I have no idea what that means either!
Scripto is a light-weight, open source, tool that will allow users to contribute transcriptions to online documentary projects. The tool will include a versioning history and full set of editorial controls, so that project staff and manage public contributions. The design and development of the tool is being supported by grant funding from the National Endowment for the Humanities, Office Digital Humanities, and the National Historical Publication and Records Commission.
From an audio or video media, transcription can automatically generate a file ofsubtitles, the keyword list in XML format and the entire plain text. (That’s the translation from the French – speech recognition is not limited to English!)
And interesting, although not currently speech recognition:
Currently, SoundHound’s specialty is delivering information about music. Users can sing or hum a tune into its SoundHound app and the app returns the song name, as well as other information.
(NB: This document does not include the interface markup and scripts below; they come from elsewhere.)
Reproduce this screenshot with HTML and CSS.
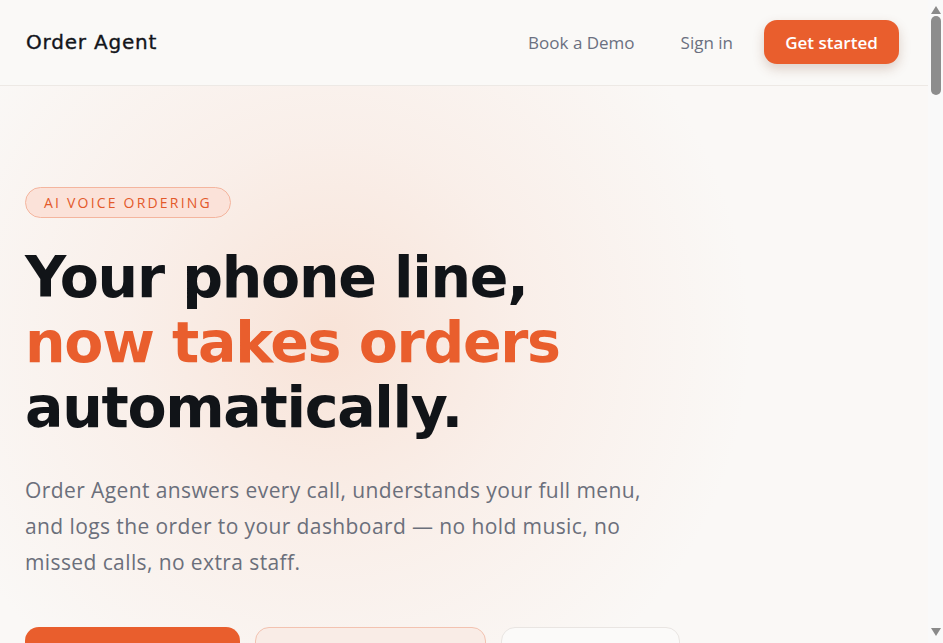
FILE: index.html
```html
<!DOCTYPE html>
<html lang="en">
<head>
<meta charset="utf-8">
<title>Order Agent</title>
<link rel="stylesheet" href="styles.css">
</head>
<body>
<div class="page">
  <header class="nav">
    <a class="logo" href="#">Order Agent</a>
    <nav class="nav-links">
      <a class="nav-link demo" href="#">Book a Demo</a>
      <a class="nav-link" href="#">Sign in</a>
      <a class="nav-cta" href="#">Get started</a>
    </nav>
  </header>
  <main class="hero">
    <div class="hero-inner">
      <span class="badge">AI VOICE ORDERING</span>
      <h1 class="title">Your phone line,<br><span class="accent">now takes orders</span><br>automatically.</h1>
      <p class="lead">Order Agent answers every call, understands your full menu, and logs the order to your dashboard — no hold music, no missed calls, no extra staff.</p>
      <div class="actions">
        <a class="btn btn-primary" href="#">Start free trial</a>
        <a class="btn btn-soft" href="#">Hear a sample call</a>
        <a class="btn btn-ghost" href="#">See pricing</a>
      </div>
    </div>
  </main>
  <section class="rest"></section>
</div>
<div class="scrollbar" aria-hidden="true">
  <span class="sb-arrow sb-up"></span>
  <span class="sb-thumb"></span>
  <span class="sb-arrow sb-down"></span>
</div>
</body>
</html>
```
FILE: styles.css
```css
* { box-sizing: border-box; }
html, body { margin: 0; padding: 0; }
body {
  background: #faf8f6;
  font-family: "Open Sans", "Liberation Sans", sans-serif;
  color: #111418;
}
a { text-decoration: none; }
.page { margin-right: 15px; }

.nav {
  height: 86px;
  display: flex;
  align-items: center;
  justify-content: space-between;
  padding: 0 29px 0 26px;
  background: #faf9f7;
  border-bottom: 1px solid #ede9e5;
}
.logo {
  font-family: "DejaVu Sans", sans-serif;
  font-size: 20px;
  letter-spacing: 0.8px;
  color: #12151a;
  -webkit-text-stroke: 0.35px #12151a;
  margin-top: -1px;
}
.nav-links { display: flex; align-items: center; }
.nav-link {
  font-size: 17px;
  color: #6b7080;
  margin-right: 31px;
}
.nav-link.demo { margin-right: 46px; }
.nav-cta {
  display: flex;
  align-items: center;
  justify-content: center;
  width: 135px;
  height: 44px;
  margin-top: -1px;
  border-radius: 13px;
  background: #e95e2d;
  color: #fff;
  font-size: 17px;
  font-weight: 600;
  box-shadow: 0 5px 12px rgba(120, 60, 30, 0.22);
}

.hero {
  background:
    radial-gradient(circle at 330px 250px, rgba(248, 226, 214, 0.95) 0, rgba(249, 233, 225, 0.6) 200px, rgba(250, 248, 246, 0) 420px),
    #faf8f6;
}
.hero-inner {
  padding: 101px 0 0 25px;
  display: flex;
  flex-direction: column;
  align-items: flex-start;
}
.badge {
  display: inline-flex;
  align-items: center;
  height: 31px;
  padding: 0 18px;
  border-radius: 999px;
  border: 1px solid #f4b59e;
  background: #fbe2d9;
  color: #e3592b;
  font-size: 14px;
  font-weight: 500;
  letter-spacing: 2.2px;
}
.title {
  margin: 27px 0 0;
  font-family: "DejaVu Sans", sans-serif;
  font-weight: 700;
  font-size: 57px;
  line-height: 65px;
  letter-spacing: -1.3px;
  color: #111418;
}
.accent { color: #e95e2d; }
.lead {
  margin: 32px 0 0;
  width: 650px;
  font-size: 21px;
  line-height: 36px;
  letter-spacing: 0.4px;
  color: #6b6f7b;
}
.actions {
  display: flex;
  gap: 15px;
  margin-top: 47px;
}
.btn {
  display: flex;
  align-items: center;
  justify-content: center;
  height: 58px;
  border-radius: 14px;
  font-size: 17px;
  font-weight: 600;
}
.btn-primary { width: 215px; background: #e95e2d; color: #fff; }
.btn-soft { width: 231px; background: #f9ece6; border: 1px solid #f3c2b0; color: #e3592b; }
.btn-ghost { width: 179px; background: #fbfaf9; border: 1px solid #e9e5e2; color: #1b1e24; }

.rest { height: 4400px; }

.scrollbar {
  position: fixed;
  top: 0;
  right: 0;
  width: 15px;
  height: 100vh;
  background: #f9f9f9;
  display: flex;
  flex-direction: column;
  align-items: center;
  justify-content: space-between;
  padding: 6px 0 7px;
}
.sb-arrow {
  width: 0;
  height: 0;
  border-left: 5px solid transparent;
  border-right: 5px solid transparent;
}
.sb-up { border-bottom: 8px solid #8a8a8a; }
.sb-down { border-top: 8px solid #8a8a8a; }
.sb-thumb {
  width: 10px;
  height: 79px;
  margin: 2px 0 auto;
  border-radius: 5px;
  background: #8d8d8d;
}
```
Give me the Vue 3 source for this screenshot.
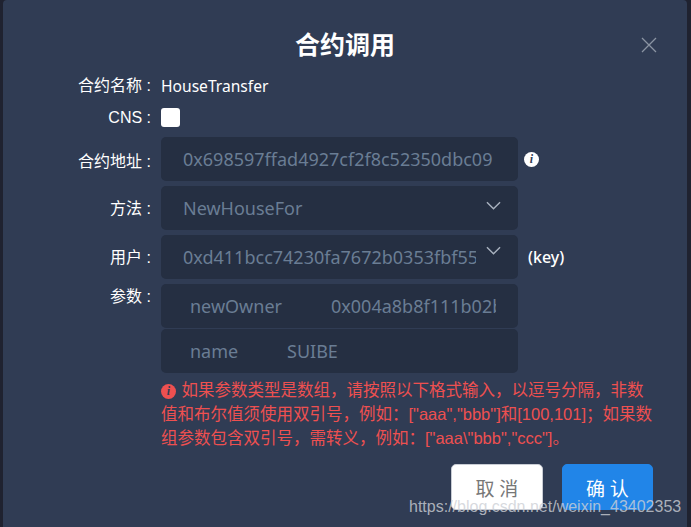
<template>
  <div class="page">
    <div class="dialog">
      <div class="dialog-header">
        <h3>合约调用</h3>
        <svg class="close-icon" width="16" height="16" viewBox="0 0 16 16">
          <path d="M1 1L15 15M15 1L1 15" stroke="#8b94a3" stroke-width="1.3" fill="none" />
        </svg>
      </div>

      <div class="form-row name-row">
        <label>合约名称 :</label>
        <span class="plain">HouseTransfer</span>
      </div>
      <div class="form-row cns-row">
        <label>CNS :</label>
        <span class="checkbox"></span>
      </div>
      <div class="form-row addr-row">
        <label>合约地址 :</label>
        <div class="field"><span class="clip">{{ address }}</span></div>
        <span class="info-icon">i</span>
      </div>
      <div class="form-row">
        <label>方法 :</label>
        <div class="field">
          <span class="clip">NewHouseFor</span>
          <svg class="arrow" width="15" height="9" viewBox="0 0 16 9">
            <path d="M1 1L8 8L15 1" stroke="#a9b2bf" stroke-width="1.5" fill="none" />
          </svg>
        </div>
      </div>
      <div class="form-row">
        <label>用户 :</label>
        <div class="field user-field">
          <span class="clip">0xd411bcc74230fa7672b0353fbf55d3c9a1e7</span>
          <svg class="arrow" width="15" height="9" viewBox="0 0 16 9">
            <path d="M1 1L8 8L15 1" stroke="#a9b2bf" stroke-width="1.5" fill="none" />
          </svg>
        </div>
        <span class="key">(key)</span>
      </div>
      <div class="form-row params-row">
        <label>参数 :</label>
        <div class="params">
          <div class="param" v-for="p in params" :key="p.name">
            <span class="param-name" :style="{ width: p.width + 'px' }">{{ p.name }}</span>
            <span class="clip">{{ p.value }}</span>
          </div>
        </div>
      </div>

      <p class="note">
        <span class="note-icon">i</span>
        如果参数类型是数组，请按照以下格式输入，以逗号分隔，非数值和布尔值须使用双引号，例如：["aaa","bbb"]和[100,101]；如果数组参数包含双引号，需转义，例如：["aaa\"bbb","ccc"]。
      </p>

      <div class="footer">
        <button class="btn btn-cancel">取 消</button>
        <button class="btn btn-primary">确 认</button>
      </div>
    </div>
    <span class="watermark">https://blog.csdn.net/weixin_43402353</span>
  </div>
</template>

<script setup>
const address = '0x698597ffad4927cf2f8c52350dbc09'

const params = [
  { name: 'newOwner', width: 141, value: '0x004a8b8f111b02bd7c1e5' },
  { name: 'name', width: 97, value: 'SUIBE' }
]
</script>

<style>
html,
body {
  margin: 0;
  background: #1f2230;
}
</style>

<style scoped>
.page {
  position: relative;
  width: 691px;
  height: 527px;
  padding: 0 4px 0 3px;
  box-sizing: border-box;
  overflow: hidden;
  background: #1f2230;
  font-family: "Liberation Sans", "Noto Sans CJK SC", sans-serif;
}

.dialog {
  height: 527px;
  box-sizing: border-box;
  background: #303c54;
  border-radius: 4px 4px 0 0;
}

.dialog-header {
  position: relative;
  height: 74px;
  padding-top: 30px;
  box-sizing: border-box;
  text-align: center;
}

.dialog-header h3 {
  margin: 0;
  font-size: 25px;
  line-height: 30px;
  font-weight: 700;
  color: #fff;
}

.close-icon {
  position: absolute;
  top: 37px;
  right: 30px;
}

.form-row {
  display: flex;
  align-items: center;
  min-height: 44px;
  margin-bottom: 5px;
}

.form-row label {
  width: 148px;
  flex: none;
  margin-top: 2px;
  margin-right: 10px;
  text-align: right;
  font-size: 16px;
  line-height: 22px;
  color: #fff;
}

.name-row {
  min-height: 24px;
  margin-bottom: 7px;
}

.name-row label {
  margin-top: 0;
}

.cns-row {
  min-height: 24px;
  margin-bottom: 8px;
}

.cns-row label {
  margin-top: 1px;
}

.addr-row label {
  margin-top: 6px;
}

.plain {
  font-family: "Noto Sans", sans-serif;
  font-size: 15.6px;
  color: #fff;
}

.checkbox {
  width: 19px;
  height: 19px;
  background: #fff;
  border-radius: 3px;
}

.field {
  display: flex;
  align-items: center;
  width: 357px;
  height: 44px;
  padding: 0 22px;
  box-sizing: border-box;
  background: #252f42;
  border-radius: 5px;
  font-family: "Noto Sans", sans-serif;
  font-size: 18px;
  color: #6a7d94;
}

.clip {
  flex: 1;
  min-width: 0;
  overflow: hidden;
  white-space: nowrap;
}

.arrow {
  flex: none;
  margin: -6px -5px 0 10px;
}

.user-field .arrow {
  margin-top: -14px;
}

.info-icon {
  width: 15px;
  height: 15px;
  margin-left: 6px;
  border-radius: 50%;
  background: #fff;
  color: #303c54;
  font: italic 700 12px/15px "Liberation Serif", serif;
  text-align: center;
}

.key {
  margin-left: 10px;
  font-family: "Noto Sans", sans-serif;
  font-size: 16px;
  font-weight: 500;
  color: #fff;
}

.params-row {
  align-items: flex-start;
  margin-bottom: 0;
}

.params-row label {
  margin-top: 0;
  padding-top: 2px;
}

.param {
  display: flex;
  align-items: center;
  width: 357px;
  height: 44px;
  margin-bottom: 1px;
  padding: 0 22px 0 29px;
  box-sizing: border-box;
  background: #252f42;
  border-radius: 5px;
  font-family: "Noto Sans", sans-serif;
  font-size: 18px;
  color: #6a7d94;
}

.param-name {
  flex: none;
}

.note {
  width: 494px;
  margin: 4px 0 0 158px;
  font-size: 16.5px;
  line-height: 24px;
  color: #ee5050;
}

.note-icon {
  display: inline-block;
  width: 15px;
  height: 15px;
  margin-right: 1px;
  border-radius: 50%;
  background: #ee5050;
  color: #303c54;
  font: italic 700 12px/15px "Liberation Serif", serif;
  text-align: center;
  vertical-align: 1px;
}

.footer {
  display: flex;
  justify-content: flex-end;
  gap: 19px;
  margin-top: 14px;
  padding-right: 34px;
}

.btn {
  width: 92px;
  height: 46px;
  padding: 0;
  border-radius: 5px;
  font-family: "Liberation Serif", "Noto Sans CJK SC", serif;
  font-size: 19px;
}

.btn-cancel {
  background: #fff;
  border: 1px solid #c8ccd4;
  color: #777;
}

.btn-primary {
  width: 91px;
  background: #2185e8;
  border: 1px solid #2185e8;
  color: #fff;
}

.watermark {
  position: absolute;
  left: 409px;
  top: 498px;
  font-size: 16px;
  color: rgba(205, 208, 214, 0.8);
}
</style>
Last week, the company released its Hound app, which can identify when a user says the name of an artist or album.
The slightly frivolous-seeming “name that tune” aspects of SoundHound’s applications belie the seriousness of the technology and business underneath it all. SoundHound has raised $16 million in venture capital and currently has 55 full-time employees. Investors have been attracted to the company by the future potential of SoundHound’s core technology, Mohajer told me. “We own all of our technology, while a lot of other apps in this space license their core technology,” he said. “We built everything in-house and we own all of our intellectual property.